>> start SUPPLIED DATA

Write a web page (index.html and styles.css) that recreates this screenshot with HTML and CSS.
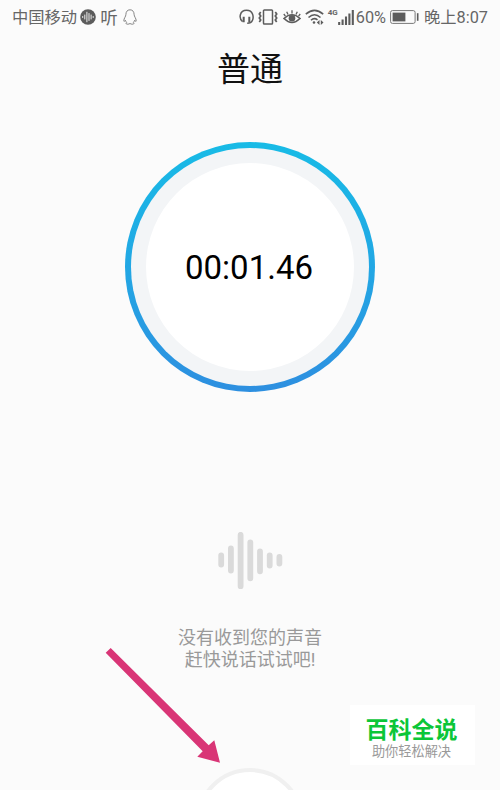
FILE: index.html
```
<!DOCTYPE html>
<html lang="zh-CN">
<head>
    <meta charset="UTF-8">
    <meta name="viewport" content="width=device-width, initial-scale=1.0">
    <title>普通</title>
    <link rel="stylesheet" href="styles.css">
</head>
<body>
    <div class="screen">
        <header class="status-bar">
            <div class="status-left">
                <span>中国移动</span>
                <svg class="wave-badge" width="16" height="16" viewBox="0 0 16 16">
                    <circle cx="8" cy="8" r="7.8" fill="#5c5c5c"/>
                    <path d="M2.700 7.500v1M4.800 6v4M6.900 3.200v9.600M9 4.500v7M11.100 6v4M13.200 7.500v1" stroke="#eee" stroke-width="1" stroke-linecap="round"/>
                </svg>
                <span class="listen">听</span>
                <svg class="penguin" width="14" height="16" viewBox="0 0 14 16">
                    <path d="M7 .8C4.200 .8 2.900 2.900 2.900 5.500C2.900 7.500 .8 9.300 .8 11.800C.8 12.900 1.700 12.300 2.400 11.300C2.600 12.200 3.100 12.800 3.700 13.300C2.800 13.700 2.700 15.200 4.200 15.200C5.500 15.200 6.500 15 7 14.500C7.500 15 8.500 15.200 9.800 15.200C11.300 15.200 11.200 13.700 10.300 13.300C10.900 12.800 11.400 12.200 11.600 11.300C12.300 12.300 13.200 12.900 13.200 11.800C13.200 9.300 11.100 7.500 11.100 5.500C11.100 2.900 9.800 .8 7 .8Z" fill="none" stroke="#777" stroke-width=".9"/>
                </svg>
            </div>
            <div class="status-right">
                <svg class="headset" width="15" height="16" viewBox="0 0 15 16" fill="none" stroke="#5c5c5c">
                    <path d="M3.600 12.600C-.5 9.500 .5 1.300 7.500 1.300C14.500 1.300 14.800 8.500 13.400 11.500Q12.200 14.300 8.200 14.300" stroke-width="1.500"/>
                    <path d="M4.700 7.800v5.400M10.300 7.800v5.400" stroke-width="2"/>
                </svg>
                <svg class="vibrate" width="20" height="16" viewBox="0 0 20 16" fill="none" stroke="#5c5c5c">
                    <rect x="5.500" y="1" width="9" height="14" rx=".8" stroke-width="1.500"/>
                    <path d="M2.700 3l-1.400 2 1.400 2-1.400 2 1.400 2-1.400 2M17.300 3l1.400 2-1.400 2 1.400 2-1.400 2 1.400 2" stroke-width="1.700"/>
                </svg>
                <svg class="eye" width="18" height="16" viewBox="0 0 18 16" fill="none" stroke="#5c5c5c">
                    <path d="M1 9.500Q9 2 17 9.500Q9 17.500 1 9.500Z" stroke-width="1.600"/>
                    <circle cx="9" cy="9.300" r="3.300" fill="#5c5c5c" stroke="none"/>
                    <path d="M9 4.500V1.200M5 5.500L3.700 2.700M13 5.500l1.300-2.800M2.400 7.200L.8 5M15.600 7.200L17.200 5" stroke-width="1.300"/>
                </svg>
                <svg class="wifi" width="19" height="16" viewBox="0 0 19 16" fill="none" stroke="#5c5c5c">
                    <path d="M.8 5.200Q9.500-2.300 18.200 5.200M3.500 8.500Q9.500 3 15.500 8.500M6 11.300Q9 8.300 12.500 10.800" stroke-width="1.600"/>
                    <circle cx="9" cy="13.500" r="1.300" fill="#5c5c5c" stroke="none"/>
                    <path d="M14.500 11l-2.700 2.500 2.700 2.500zM15.800 11l2.700 2.500-2.700 2.500z" fill="#5c5c5c" stroke="none"/>
                </svg>
                <span class="network">4G</span>
                <svg class="signal" width="16" height="15" viewBox="0 0 16 15">
                    <path d="M1.200 12v3M4.600 9.500V15M8 6.500V15M11.400 3.500V15M14.800 0V15" stroke="#5c5c5c" stroke-width="2.100"/>
                </svg>
                <span class="percent">60%</span>
                <svg class="battery" width="29" height="14" viewBox="0 0 29 14">
                    <rect x=".6" y=".6" width="24.500" height="12.800" rx="1.800" fill="none" stroke="#777" stroke-width="1"/>
                    <rect x="2.600" y="2.600" width="12.800" height="8.800" fill="#5c5c5c"/>
                    <path d="M27.700 3.200v7.600" stroke="#5c5c5c" stroke-width="1.600"/>
                </svg>
                <span class="clock">晚上8:07</span>
            </div>
        </header>

        <h1 class="title">普通</h1>

        <div class="dial">
            <div class="dial-track">
                <div class="dial-face">00:01.46</div>
            </div>
        </div>

        <svg class="voice" width="66" height="58" viewBox="0 0 66 58">
            <path d="M3.200 23.500v9M12.900 16.500v22M22.600 2.800v51.400M32.300 10.300v36M42 19.300v20M51.700 23.500v10M61.400 25v6.500" stroke="#dadada" stroke-width="5.800" stroke-linecap="round"/>
        </svg>

        <p class="hint">没有收到您的声音<br>赶快说话试试吧!</p>

        <div class="record-button"></div>

        <!-- Pointer to the record button -->
        <svg class="arrow" width="116" height="116" viewBox="0 0 116 116">
            <path d="M.7 4.700L5.700 0L103.700 97.300L109.300 92.300L115 114.700L92.300 108.700L97.700 103.300Z" fill="#d93576"/>
        </svg>

        <div class="watermark">
            <div class="watermark-name">百科全说</div>
            <div class="watermark-slogan">助你轻松解决</div>
        </div>
    </div>
</body>
</html>
```
FILE: styles.css
```
body {
    margin: 0;
    background-color: #fbfbfb;
    font-family: Roboto, "Noto Sans CJK SC", sans-serif;
}

.screen {
    position: relative;
    display: flex;
    flex-direction: column;
    align-items: center;
    width: 500px;
    height: 790px;
    overflow: hidden;
}

.status-bar {
    display: flex;
    flex: none;
    justify-content: space-between;
    box-sizing: border-box;
    width: 100%;
    height: 34px;
    padding: 0 12px;
    color: #666;
    font-size: 16.3px;
    line-height: 34px;
    white-space: nowrap;
}

.status-left span,
.percent,
.clock {
    padding-top: 2px;
}

.status-left,
.status-right {
    display: flex;
    align-items: center;
    height: 34px;
}

.status-left svg,
.status-right svg {
    flex: none;
}

.wave-badge {
    margin-left: 3px;
}

.listen {
    margin-left: 4px;
    font-size: 17.5px;
}

.penguin {
    margin-left: 5px;
}

.vibrate {
    margin-left: 4px;
}

.eye {
    margin-left: 5px;
}

.wifi {
    margin-left: 4px;
}

.network {
    margin: 0 0 9px 4px;
    font-size: 8px;
    font-weight: bold;
    line-height: 10px;
}

.percent {
    margin-left: 2px;
}

.battery {
    margin-left: 4px;
}

.clock {
    margin-left: 5px;
}

.title {
    flex: none;
    margin: 12px 0 0;
    color: #111;
    font-size: 33px;
    font-weight: normal;
    line-height: 48px;
}

.dial {
    flex: none;
    box-sizing: border-box;
    width: 250px;
    height: 250px;
    margin-top: 48px;
    padding: 6px;
    border-radius: 50%;
    background: linear-gradient(#18bbe6, #22a7e4 50%, #2d8fe0);
}

.dial-track {
    display: flex;
    align-items: center;
    justify-content: center;
    height: 100%;
    border-radius: 50%;
    background-color: #f3f5f7;
}

.dial-face {
    box-sizing: border-box;
    width: 208px;
    height: 208px;
    padding-right: 2px;
    border-radius: 50%;
    background-color: #fff;
    color: #000;
    font-size: 33px;
    line-height: 210px;
    text-align: center;
}

.voice {
    flex: none;
    margin: 140px 0 0 2px;
}

.hint {
    flex: none;
    margin: 37px 0 0;
    color: #999;
    font-size: 18px;
    line-height: 22px;
    text-align: center;
}

.record-button {
    flex: none;
    box-sizing: border-box;
    width: 108px;
    height: 108px;
    margin-top: 97px;
    border: 4px solid #f0f0f0;
    border-radius: 50%;
    background-color: #fff;
}

.arrow {
    position: absolute;
    left: 105px;
    top: 648px;
}

.watermark {
    position: absolute;
    left: 350px;
    top: 705px;
    width: 123px;
    height: 60px;
    padding-right: 2px;
    background-color: #fff;
    text-align: center;
    white-space: nowrap;
}

.watermark-name {
    margin-top: 13px;
    color: #0bc638;
    font-size: 23px;
    font-weight: bold;
    line-height: 26px;
}

.watermark-slogan {
    color: #999;
    font-size: 13.2px;
    line-height: 16px;
}
```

>> end SUPPLIED DATA

SET PROBLEM: Scan the lines for the string "html". Pick out every line that has it.

EXERCISE ANSWER:
Write a web page (index.html and styles.css) that recreates this screenshot with HTML and CSS.
FILE: index.html
<!DOCTYPE html>
<html lang="zh-CN">
</html>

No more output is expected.